Well, no, the whole “Greenhouse Effect?” Properly understood, they are referring to me not as an individual but as sort of an embodiment of Eastern liberal media, namely The New York Times. No, I don’t think that’s the case, but it’s certainly true that over time, the court certainly cannot be completely at odds with the American public. I mean, that’s what happened in the Roosevelt court-packing crisis. I hear people speculate that if we were ever to pass a health care bill with a mandate that the court would declare it unconstitutional, but I would be completely shocked if that ever happened, because that would really be a return to the 1930s, where the court was standing in the way of major social legislation that the public had called for. So, I would be extremely surprised if that ever happened again. [F1@1F NOTE: My thoughts exactly.]
JD: In writing of the Supreme Court’s relationship with society, you say, the Supreme Court is often a follower: it ratifies or consolidates change, rather than propelling it, although in the midst of a heated debate about a big case, it can appear otherwise. What do you mean by this?
Well, I think I probably had Roe v. Wade in mind. Abortion reform had been going on for 15 years by the time the court decided Roe, so when people say that historically, the court started it, no, they didn’t. The court doesn’t start much. It can’t, really. Cases reach the court after years of debate. Just look at Proposition 8. It’s coming up ten years after Lawrence v. Texas and five years after the start of same sex marriages in San Francisco City Hall. So, things get to the court only because they have been working their way up through the rest of society, and it’s worth keeping that in mind.
The thing about social change through the courts is that it invariably rests on what the broader public thinks. Consider the famous social change cases: Brown vs. Board of Education on segregation in public schools; almost any abortion case; Lawrence vs. Texas on gay rights and anti-sodomy laws. In these cases the court did not buck or define social views so much as confirm them.
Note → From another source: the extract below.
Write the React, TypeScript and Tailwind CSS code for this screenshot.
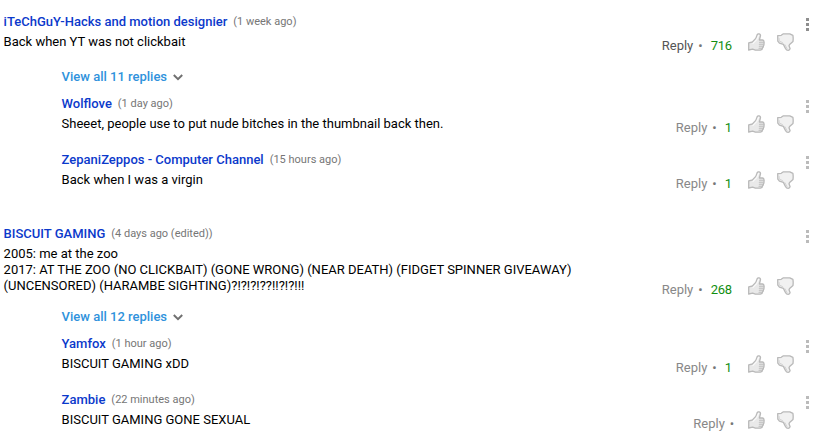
import React from "react";

type Post = {
  author: string;
  time: string;
  lines: string[];
  likes?: string;
  active?: boolean;
};

function ThumbUp() {
  return (
    <svg className="h-[18px] w-[17px]" viewBox="0 0 17 18" fill="none" strokeLinejoin="round" strokeLinecap="round">
      <path fill="#e9e9e9" stroke="#b9b9b9" strokeWidth="1.3" d="M.7 9.8 4.4 9 7.8 5.4 9.2 1.6Q9.8.5 11.2.9q1.6.5 1.2 2.1L11.4 7h3q1.7.2 1.5 1.8.5 1 0 2 .3 1.2-.5 2.1.1 1.3-.9 2 0 1.9-2.2 2.3H7.4L4.6 16.2.7 17Z" />
      <path stroke="#bdbdbd" strokeWidth="1.1" d="M11.5 9.2h4M11.3 11.3h4M11.3 13.3h3.6M11 15.3h3" />
      <path stroke="#fafafa" strokeWidth="1.2" d="M5 10.3 8.9 6.3 10.6 2.4" />
    </svg>
  );
}

function ThumbDown() {
  return (
    <svg className="h-[18px] w-[17px]" viewBox="0 0 17 18" fill="none" strokeLinejoin="round" strokeLinecap="round">
      <path fill="#f1f1f1" stroke="#b9b9b9" strokeWidth="1.3" d="M.7 2.6 4.2 2.3 6.4.8h6.4l3.1 1.5q.5 2.7.1 6.1L12.6 11.4 12 12.7 13.1 15.7q-.3 1.4-1.8 1.6-1.8.1-2.7-1.5L6.4 11.4 2.4 10.1.8 8.2Z" />
      <path stroke="#d2d2d2" strokeWidth="1" d="M2.1 5.5v2.4L5.5 9.6M8 11.8l2 3.9" />
    </svg>
  );
}

function Comment({ post }: { post: Post }) {
  return (
    <article className="flex">
      <div className="min-w-0 flex-1 pb-[5px]">
        <header className="flex h-5 items-center gap-1.5 whitespace-nowrap">
          <a className="text-[13px] font-medium text-[#0b39cb]">{post.author}</a>
          <span className="text-[11px] text-[#767676]">({post.time})</span>
        </header>
        <div className="mt-0.5 text-[13px] leading-4 whitespace-nowrap text-black">
          {post.lines.map((line) => (
            <p key={line}>{line}</p>
          ))}
        </div>
      </div>
      <div className="-mb-px flex h-5 items-center self-end text-[13px]">
        <span className={post.active ? "text-[#555555]" : "text-[#888888]"}>Reply</span>
        <span className="ml-[5px] text-[#777777]">•</span>
        {post.likes && <span className="ml-2 tracking-[-0.3px] text-[#128e12]">{post.likes}</span>}
      </div>
      <div className={`flex h-[22px] gap-3 self-end ${post.likes ? "ml-4" : "ml-[13.5px]"}`}>
        <ThumbUp />
        <ThumbDown />
      </div>
      <div className={`mt-1.5 mr-[13px] ml-[12.3px] flex w-[3px] flex-col gap-0.5 ${post.active ? "text-[#8e8e8e]" : "text-[#bbbbbb]"}`}>
        <i className="size-[3px] bg-current" />
        <i className="size-[3px] bg-current" />
        <i className="size-[3px] bg-current" />
      </div>
    </article>
  );
}

function Thread({ root, total, replies }: { root: Post; total: number; replies: Post[] }) {
  return (
    <section>
      <Comment post={root} />
      <div className={`pl-[58px] ${root.lines.length > 1 ? "pt-2" : "pt-3"}`}>
        <button className="flex h-5 items-center text-[13px] font-medium text-[#2f92dc]">
          View all {total} replies
          <svg className="ml-1.5 h-[7px] w-[10px]" viewBox="0 0 10 7" fill="none" stroke="#707070" strokeWidth="2">
            <path d="M.8 1 5 5.2 9.2 1" />
          </svg>
        </button>
        <div className="mt-[7px] flex flex-col gap-[13px]">
          {replies.map((reply) => (
            <Comment key={reply.author} post={reply} />
          ))}
        </div>
      </div>
    </section>
  );
}

export default function App() {
  return (
    <main className="flex h-[444px] w-[822px] flex-col gap-[31px] overflow-hidden bg-white pt-3 pl-[3.6px] font-['Roboto',sans-serif]">
      <Thread
        root={{ author: "iTeChGuY-Hacks and motion designier", time: "1 week ago", lines: ["Back when YT was not clickbait"], likes: "716", active: true }}
        total={11}
        replies={[
          { author: "Wolflove", time: "1 day ago", lines: ["Sheeet, people use to put nude bitches in the thumbnail back then."], likes: "1" },
          { author: "ZepaniZeppos - Computer Channel", time: "15 hours ago", lines: ["Back when I was a virgin"], likes: "1" },
        ]}
      />
      <Thread
        root={{
          author: "BISCUIT GAMING",
          time: "4 days ago (edited)",
          lines: [
            "2005: me at the zoo",
            "2017: AT THE ZOO (NO CLICKBAIT) (GONE WRONG) (NEAR DEATH) (FIDGET SPINNER GIVEAWAY)",
            "(UNCENSORED) (HARAMBE SIGHTING)?!?!?!??!!?!?!!!",
          ],
          likes: "268",
        }}
        total={12}
        replies={[
          { author: "Yamfox", time: "1 hour ago", lines: ["BISCUIT GAMING xDD"], likes: "1" },
          { author: "Zambie", time: "22 minutes ago", lines: ["BISCUIT GAMING GONE SEXUAL"] },
        ]}
      />
    </main>
  );
}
More and more, for better or for worse, Supreme Court decisions on social issues reflect opinion polls. […]
The high court, perversely, felt broadcasting should be banned precisely because “this case . . . involves issues subject to intense debate in our society.” The majority stressed that studies had not shown “the effect of broadcasting in high-profile, divisive cases.” What, imaginably, could that bad effect be? That the American people might have views on the subject and debate them? […]
It’s wrong, of course, to think the Supreme Court will “resolve” this issue, any more than it managed to resolve the issues of segregation, abortion, the death penalty or gay rights, for that matter. But what the court ultimately decides (if it decides), and on what basis, will profoundly affect the terms of the debate. If matters of social change are going to be debated in the courts, we all should get to view the process — and, through our reactions, to participate in it.
Friedman just came out with a book, The Will of the People: How Public Opinion Has Influenced the Supreme Court and Shaped the Meaning of the Constitution, which comprehensively examines the Court’s responsiveness to public opinion up through the early part of this century.
Despite Friedman’s–and others‘–disappointment that the Prop. 8 case will not be televised, the people who camp out to see Perry v. Schwarzenegger at the district court and, ultimately, the Ninth Circuit Court of Appeals and the Supreme Court, are the ones whose reactions to the process are so strong as to compel them to participate through viewing the arguments in the flesh. And here, Perry is not unique: the same lines form for the cases of great public interest that never had Perry‘s prospect of live broadcast.
For this reason, by waiting out in line, I seek to test the Roberts’ Court’s sensitivity to its surrounding political climate as represented by the sample of citizens who care enough about the case and/or the Court to get to One First Street before the sun rises. It’s still too early to tell what I’ll find, but I’m sure I’ll find something. Perhaps I’ll put my interviews on video. That would be the next best thing, wouldn’t it?